The base movement has the striking mechanism removed and replaced with an automata mechanism  that drives all of the moving parts on the dial. The automata up the part count of the movement by about half – the base calibre is made up of approximately 300 parts, while the part count here is 426.

The aesthetics of the movement echo the dial, thanks to a skull-shaped plate installed over the bridges. With the base movement rotated 45 degrees from its usual position, resulting in the crown sitting just past four o’clock, it’s neatly positioned such that the apertures in the skull reveal key parts of the movement. In between the jaws sits the balance wheel, while the nose reveals the centre wheel of the going train, and the left eye contains the pivot jewel of the mainspring.

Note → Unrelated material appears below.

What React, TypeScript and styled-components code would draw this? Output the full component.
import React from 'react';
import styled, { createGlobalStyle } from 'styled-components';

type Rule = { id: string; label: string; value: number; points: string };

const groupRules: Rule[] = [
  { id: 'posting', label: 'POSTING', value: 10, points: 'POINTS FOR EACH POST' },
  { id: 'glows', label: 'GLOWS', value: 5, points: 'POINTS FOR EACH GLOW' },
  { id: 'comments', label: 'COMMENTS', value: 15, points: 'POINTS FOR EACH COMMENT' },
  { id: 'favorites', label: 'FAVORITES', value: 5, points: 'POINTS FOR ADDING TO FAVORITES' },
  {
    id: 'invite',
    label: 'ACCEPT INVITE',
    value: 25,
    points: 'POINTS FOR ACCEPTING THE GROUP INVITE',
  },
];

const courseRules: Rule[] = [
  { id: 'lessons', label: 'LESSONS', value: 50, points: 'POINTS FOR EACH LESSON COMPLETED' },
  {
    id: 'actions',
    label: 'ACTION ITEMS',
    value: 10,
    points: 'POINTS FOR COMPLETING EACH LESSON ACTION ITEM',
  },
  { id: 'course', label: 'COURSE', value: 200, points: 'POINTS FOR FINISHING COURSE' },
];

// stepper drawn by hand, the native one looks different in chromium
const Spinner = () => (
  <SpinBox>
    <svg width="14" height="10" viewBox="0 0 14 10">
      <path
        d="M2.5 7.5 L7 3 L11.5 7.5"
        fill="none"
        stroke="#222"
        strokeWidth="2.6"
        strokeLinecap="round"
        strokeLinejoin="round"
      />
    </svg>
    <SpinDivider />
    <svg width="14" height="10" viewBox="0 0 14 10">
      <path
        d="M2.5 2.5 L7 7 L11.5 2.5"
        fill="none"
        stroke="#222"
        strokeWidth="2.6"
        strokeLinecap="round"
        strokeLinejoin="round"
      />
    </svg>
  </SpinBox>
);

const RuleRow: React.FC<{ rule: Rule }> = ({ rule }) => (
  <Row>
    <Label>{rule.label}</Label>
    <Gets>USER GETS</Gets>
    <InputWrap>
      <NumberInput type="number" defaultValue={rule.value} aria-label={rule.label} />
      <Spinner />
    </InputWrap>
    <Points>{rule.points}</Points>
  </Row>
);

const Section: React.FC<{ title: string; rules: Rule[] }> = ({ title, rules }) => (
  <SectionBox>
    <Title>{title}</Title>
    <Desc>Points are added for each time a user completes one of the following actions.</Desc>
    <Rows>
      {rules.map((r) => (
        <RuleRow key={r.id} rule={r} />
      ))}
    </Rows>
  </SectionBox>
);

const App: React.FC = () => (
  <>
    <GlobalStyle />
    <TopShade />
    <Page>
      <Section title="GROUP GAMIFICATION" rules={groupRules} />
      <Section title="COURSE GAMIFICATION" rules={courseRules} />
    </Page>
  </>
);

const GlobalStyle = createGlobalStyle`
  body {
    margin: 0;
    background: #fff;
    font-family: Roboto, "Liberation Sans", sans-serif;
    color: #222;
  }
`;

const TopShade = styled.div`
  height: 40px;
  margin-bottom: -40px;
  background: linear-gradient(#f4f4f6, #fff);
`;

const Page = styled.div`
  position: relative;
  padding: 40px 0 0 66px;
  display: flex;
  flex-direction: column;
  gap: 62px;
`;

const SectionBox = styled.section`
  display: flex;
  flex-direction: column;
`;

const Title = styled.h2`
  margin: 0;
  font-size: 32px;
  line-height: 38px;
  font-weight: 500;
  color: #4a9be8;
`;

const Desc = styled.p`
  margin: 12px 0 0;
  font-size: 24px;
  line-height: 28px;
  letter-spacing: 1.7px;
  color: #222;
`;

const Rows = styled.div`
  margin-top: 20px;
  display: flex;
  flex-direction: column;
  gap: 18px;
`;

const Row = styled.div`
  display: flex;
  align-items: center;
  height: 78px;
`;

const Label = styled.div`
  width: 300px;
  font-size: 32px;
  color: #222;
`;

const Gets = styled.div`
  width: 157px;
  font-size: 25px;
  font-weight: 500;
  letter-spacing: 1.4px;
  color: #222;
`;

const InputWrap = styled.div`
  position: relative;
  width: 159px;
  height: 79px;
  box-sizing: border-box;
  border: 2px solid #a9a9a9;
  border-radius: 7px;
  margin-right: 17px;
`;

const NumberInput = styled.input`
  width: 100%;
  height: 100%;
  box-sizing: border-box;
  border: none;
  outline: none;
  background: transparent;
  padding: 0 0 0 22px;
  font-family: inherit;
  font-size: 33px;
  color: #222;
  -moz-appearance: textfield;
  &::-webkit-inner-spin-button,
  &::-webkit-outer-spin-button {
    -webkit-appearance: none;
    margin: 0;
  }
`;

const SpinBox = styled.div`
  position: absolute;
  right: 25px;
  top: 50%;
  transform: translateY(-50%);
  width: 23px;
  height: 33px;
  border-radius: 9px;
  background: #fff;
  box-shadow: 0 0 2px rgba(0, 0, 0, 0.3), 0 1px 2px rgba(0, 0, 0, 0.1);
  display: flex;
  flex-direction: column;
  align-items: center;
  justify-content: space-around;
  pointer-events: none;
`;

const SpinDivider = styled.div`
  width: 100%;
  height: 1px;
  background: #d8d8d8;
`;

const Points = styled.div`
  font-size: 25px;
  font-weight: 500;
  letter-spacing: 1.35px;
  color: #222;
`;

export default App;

The screwed balance wheel in between the jaws

With two arms that spread as it spins, creating air resistance, the governor regulates the automata

Precise and clean, the movement decoration is also thorough. Jewels and screws sit in countersinks, while the wheels have chamfered spokes in inner edges. But the finishing feels mechanical, and lacks the artisanal refinement of hand finishing. The bevels on the bridges, for instance, are accomplished with a milling machine, creating wide, flat bevels that have fine vertical striations that are traces of the milling process.

A notable detail is the skeletonised escape wheel made via LIGA

Concluding thoughts

Technically impressive with its automata, the Carpe Diem is as notable for the fine dial decoration. And it is also interesting in both design and complication. It is stands apart from most many highly complicated watches, which tend to be traditional in all respects.

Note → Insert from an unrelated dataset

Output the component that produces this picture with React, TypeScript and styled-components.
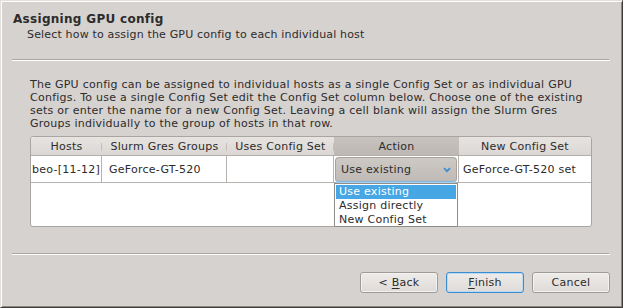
import React from "react";
import styled, { createGlobalStyle } from "styled-components";

const Global = createGlobalStyle`
  html, body { margin: 0; padding: 0; background: #d6d2d0; }
  * { box-sizing: border-box; }
`;

const Window = styled.div`
  width: 623px;
  height: 308px;
  background: #d6d2d0;
  border-top: 1px solid #e2dfdd;
  border-left: 1px solid #e2dfdd;
  border-right: 1px solid #3e3c3b;
  border-bottom: 1px solid #3e3c3b;
  box-shadow: inset 1px 1px 0 #ffffff, inset -1px -1px 0 #8c8884;
  font-family: "DejaVu Sans", "Liberation Sans", sans-serif;
  font-size: 11px;
  letter-spacing: 0.25px;
  color: #2c2c2c;
  display: flex;
  flex-direction: column;
  padding: 11px 12px 0 11px;
`;

const Title = styled.div`
  font-weight: bold;
  font-size: 12px;
  letter-spacing: 0.3px;
  line-height: 14px;
  padding-left: 1px;
`;

const Subtitle = styled.div`
  margin-top: 2px;
  line-height: 13px;
  padding-left: 15px;
  letter-spacing: 0.17px;
`;

const Separator = styled.div<{ $top: number }>`
  margin-top: ${(p) => p.$top}px;
  height: 2px;
  border-top: 1px solid #a9a5a1;
  border-bottom: 1px solid #ffffff;
  border-right: 1px solid #ffffff;
  width: 598px;
`;

const Body = styled.div`
  padding-left: 18px;
`;

const Paragraph = styled.p`
  margin: 17px 0 0 0;
  line-height: 13px;
  width: 564px;
`;

const TableFrame = styled.div`
  position: relative;
  margin-top: 6px;
  width: 562px;
  height: 91px;
  border: 1px solid #aaa5a0;
  border-radius: 3px;
  background: #ffffff;
`;

const Grid = styled.div`
  display: grid;
  grid-template-columns: 71px 125px 107px 125px 132px;
  overflow: hidden;
  border-radius: 3px 3px 0 0;
`;

const HeadCell = styled.div<{ $active?: boolean; $last?: boolean }>`
  position: relative;
  height: 19px;
  display: flex;
  align-items: center;
  justify-content: center;
  white-space: nowrap;
  background: ${(p) =>
    p.$active
      ? "linear-gradient(#c6c2be, #bdb8b4)"
      : "linear-gradient(#e6e3e0, #dbd7d4)"};
  border-bottom: 1px solid #b3aeaa;
  color: #2c2c2c;
  &::after {
    content: "";
    display: ${(p) => (p.$last ? "none" : "block")};
    position: absolute;
    right: 0;
    top: 6px;
    height: 8px;
    width: 1px;
    background: #c4bfbb;
  }
`;

const Cell = styled.div<{ $pad: number; $last?: boolean }>`
  height: 27px;
  display: flex;
  align-items: center;
  padding-left: ${(p) => p.$pad}px;
  border-right: ${(p) => (p.$last ? "none" : "1px solid #b8b3ae")};
  border-bottom: 1px solid #b8b3ae;
  white-space: nowrap;
  overflow: hidden;
  background: #ffffff;
`;

const ComboCell = styled.div`
  height: 27px;
  padding: 1px;
  border-right: 1px solid #b8b3ae;
  border-bottom: 1px solid #b8b3ae;
  background: #ffffff;
`;

const Combo = styled.div`
  height: 25px;
  border: 1px solid #a7a29d;
  border-bottom-color: #7fb6e2;
  border-radius: 4px;
  background: linear-gradient(#cdc9c5, #bfbab6);
  display: flex;
  align-items: center;
  justify-content: space-between;
  padding: 0 5px;
  box-shadow: 0 1px 0 #a9d1f0;
`;

const Dropdown = styled.div`
  position: absolute;
  left: 303px;
  top: 46px;
  width: 124px;
  height: 44px;
  background: #ffffff;
  border: 1px solid #8f8b87;
  padding: 1px;
  z-index: 2;
`;

const Item = styled.div<{ $selected?: boolean }>`
  height: 14px;
  line-height: 14px;
  padding-left: 3px;
  white-space: nowrap;
  background: ${(p) => (p.$selected ? "#47a6e4" : "transparent")};
  color: ${(p) => (p.$selected ? "#ffffff" : "#2c2c2c")};
`;

const ButtonRow = styled.div`
  margin-top: 17px;
  display: flex;
  justify-content: flex-end;
  gap: 8px;
  width: 598px;
`;

const Button = styled.div<{ $focus?: boolean }>`
  width: 78px;
  height: 21px;
  border: 1px solid ${(p) => (p.$focus ? "#3c8dd0" : "#a09b96")};
  border-radius: 3px;
  background: linear-gradient(#eeecea, #dedad7);
  box-shadow: ${(p) => (p.$focus ? "inset 0 0 0 1px #b9d8f1" : "inset 0 0 0 1px #f4f2f0")};
  display: flex;
  align-items: center;
  justify-content: center;
  color: #2c2c2c;
  u { text-decoration: underline; text-underline-offset: 2px; }
`;

const Chevron = () => (
  <svg width="8" height="6" viewBox="0 0 8 6">
    <path d="M1 1.2 L4 4.2 L7 1.2" fill="none" stroke="#3a8fd6" strokeWidth="1.8" />
  </svg>
);

export default function App() {
  return (
    <>
      <Global />
      <Window>
        <Title>Assigning GPU config</Title>
        <Subtitle>Select how to assign the GPU config to each individual host</Subtitle>
        <Separator $top={18} />
        <Body>
          <Paragraph>
            The GPU config can be assigned to individual hosts as a single Config Set or as individual GPU
            Configs. To use a single Config Set edit the Config Set column below. Choose one of the existing
            sets or enter the name for a new Config Set. Leaving a cell blank will assign the Slurm Gres
            Groups individually to the group of hosts in that row.
          </Paragraph>
          <TableFrame>
            <Grid>
              <HeadCell>Hosts</HeadCell>
              <HeadCell>Slurm Gres Groups</HeadCell>
              <HeadCell>Uses Config Set</HeadCell>
              <HeadCell $active>Action</HeadCell>
              <HeadCell $last>New Config Set</HeadCell>
              <Cell $pad={1}>beo-[11-12]</Cell>
              <Cell $pad={7}>GeForce-GT-520</Cell>
              <Cell $pad={4}></Cell>
              <ComboCell>
                <Combo>
                  <span>Use existing</span>
                  <Chevron />
                </Combo>
              </ComboCell>
              <Cell $pad={4} $last>GeForce-GT-520 set</Cell>
            </Grid>
            <Dropdown>
              <Item $selected>Use existing</Item>
              <Item>Assign directly</Item>
              <Item>New Config Set</Item>
            </Dropdown>
          </TableFrame>
        </Body>
        <Separator $top={26} />
        <ButtonRow>
          <Button>
            &lt;&nbsp;<u>B</u>ack
          </Button>
          <Button $focus>
            <u>F</u>inish
          </Button>
          <Button>Cancel</Button>
        </ButtonRow>
      </Window>
    </>
  );
}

But the showy aesthetic of the watch means its appeal is narrow. Though what it does is not for everyone, the Carpe Diem accomplishes what it set out to do in style.

Key facts and price

Louis Vuitton Tambour Carpe Diem
Ref. Q1EN0Y

Diameter: 46.8 mm
Height: 14.42 mm
Material: 18k pink gold
Crystal: Sapphire
Water resistance: 30 m

Movement: LV 525
Functions: Hours, and minutes, jacquemart with four automatons – jumping hour, retrograde minute hand, power reserve indicator, and jaw of skull
Frequency: 21,600 beats per hour (3.5 Hz)
Winding: Hand wind
Power reserve: 100 hours

Strap: Leather with pink gold folding clasp

Limited edition: No but very limited production 
 At Louis Vuitton boutiques
Price: US$475,000

For more, visit Louisvuitton.com.

Correction March 1, 2024: The LV 525 movement is derived from the LFT minute repeating calibre, but is not a minute repeater movement itself.